The problem
List each line of the data that holds the word "full".
------ Data
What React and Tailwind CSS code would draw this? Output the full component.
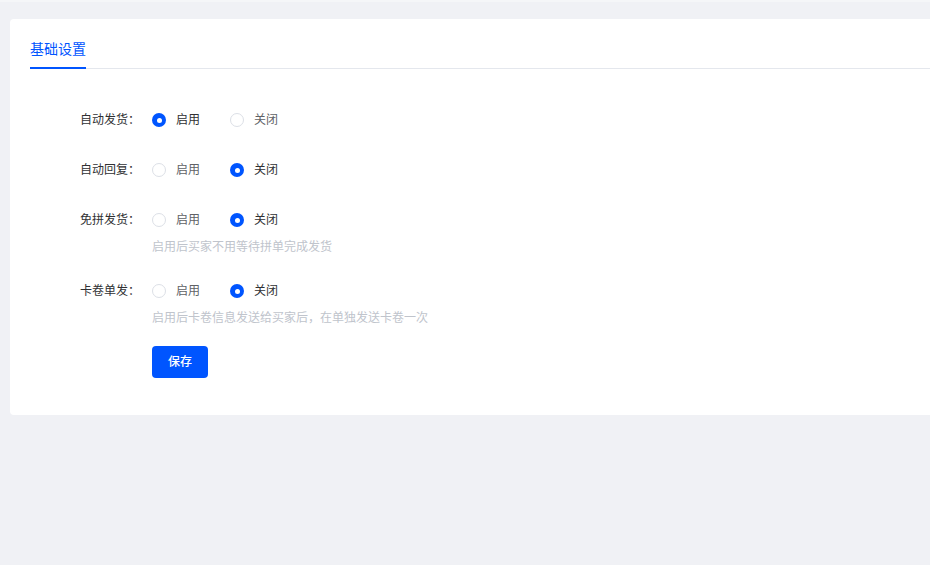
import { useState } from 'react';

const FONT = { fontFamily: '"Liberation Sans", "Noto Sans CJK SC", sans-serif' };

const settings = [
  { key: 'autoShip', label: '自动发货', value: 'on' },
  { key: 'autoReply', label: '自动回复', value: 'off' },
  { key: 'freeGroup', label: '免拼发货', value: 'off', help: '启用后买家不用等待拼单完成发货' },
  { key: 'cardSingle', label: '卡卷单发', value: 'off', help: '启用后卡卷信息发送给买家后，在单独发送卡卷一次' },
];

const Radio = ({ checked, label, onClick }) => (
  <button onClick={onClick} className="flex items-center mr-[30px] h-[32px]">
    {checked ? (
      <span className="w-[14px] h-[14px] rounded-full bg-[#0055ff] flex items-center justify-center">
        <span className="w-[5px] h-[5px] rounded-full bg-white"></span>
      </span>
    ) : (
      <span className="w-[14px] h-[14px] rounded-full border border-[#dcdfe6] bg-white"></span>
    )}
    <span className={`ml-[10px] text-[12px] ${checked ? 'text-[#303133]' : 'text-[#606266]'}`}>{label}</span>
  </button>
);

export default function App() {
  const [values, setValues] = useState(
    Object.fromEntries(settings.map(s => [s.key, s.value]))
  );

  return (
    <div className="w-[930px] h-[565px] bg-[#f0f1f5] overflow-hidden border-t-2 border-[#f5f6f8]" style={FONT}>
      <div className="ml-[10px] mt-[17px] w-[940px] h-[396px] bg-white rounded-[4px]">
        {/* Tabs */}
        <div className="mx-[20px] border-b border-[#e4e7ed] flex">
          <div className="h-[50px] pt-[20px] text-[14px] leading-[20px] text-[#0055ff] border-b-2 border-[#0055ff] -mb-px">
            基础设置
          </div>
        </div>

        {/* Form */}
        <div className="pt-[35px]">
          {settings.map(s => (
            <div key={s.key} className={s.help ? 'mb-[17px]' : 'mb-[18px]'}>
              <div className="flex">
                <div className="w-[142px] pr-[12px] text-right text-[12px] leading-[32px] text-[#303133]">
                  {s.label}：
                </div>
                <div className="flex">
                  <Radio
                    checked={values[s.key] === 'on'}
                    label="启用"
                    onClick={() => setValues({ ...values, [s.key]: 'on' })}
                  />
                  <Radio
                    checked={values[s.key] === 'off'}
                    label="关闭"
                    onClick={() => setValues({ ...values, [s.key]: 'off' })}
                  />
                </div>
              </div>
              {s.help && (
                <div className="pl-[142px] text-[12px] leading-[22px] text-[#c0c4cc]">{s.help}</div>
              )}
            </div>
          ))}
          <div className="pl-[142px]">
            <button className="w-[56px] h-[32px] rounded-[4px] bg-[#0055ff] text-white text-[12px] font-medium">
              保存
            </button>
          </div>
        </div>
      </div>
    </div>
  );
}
------------
Written answer
What React and Tailwind CSS code would draw this? Output the full component.
      <span className="w-[14px] h-[14px] rounded-full bg-[#0055ff] flex items-center justify-center">
        <span className="w-[5px] h-[5px] rounded-full bg-white"></span>
      <span className="w-[14px] h-[14px] rounded-full border border-[#dcdfe6] bg-white"></span>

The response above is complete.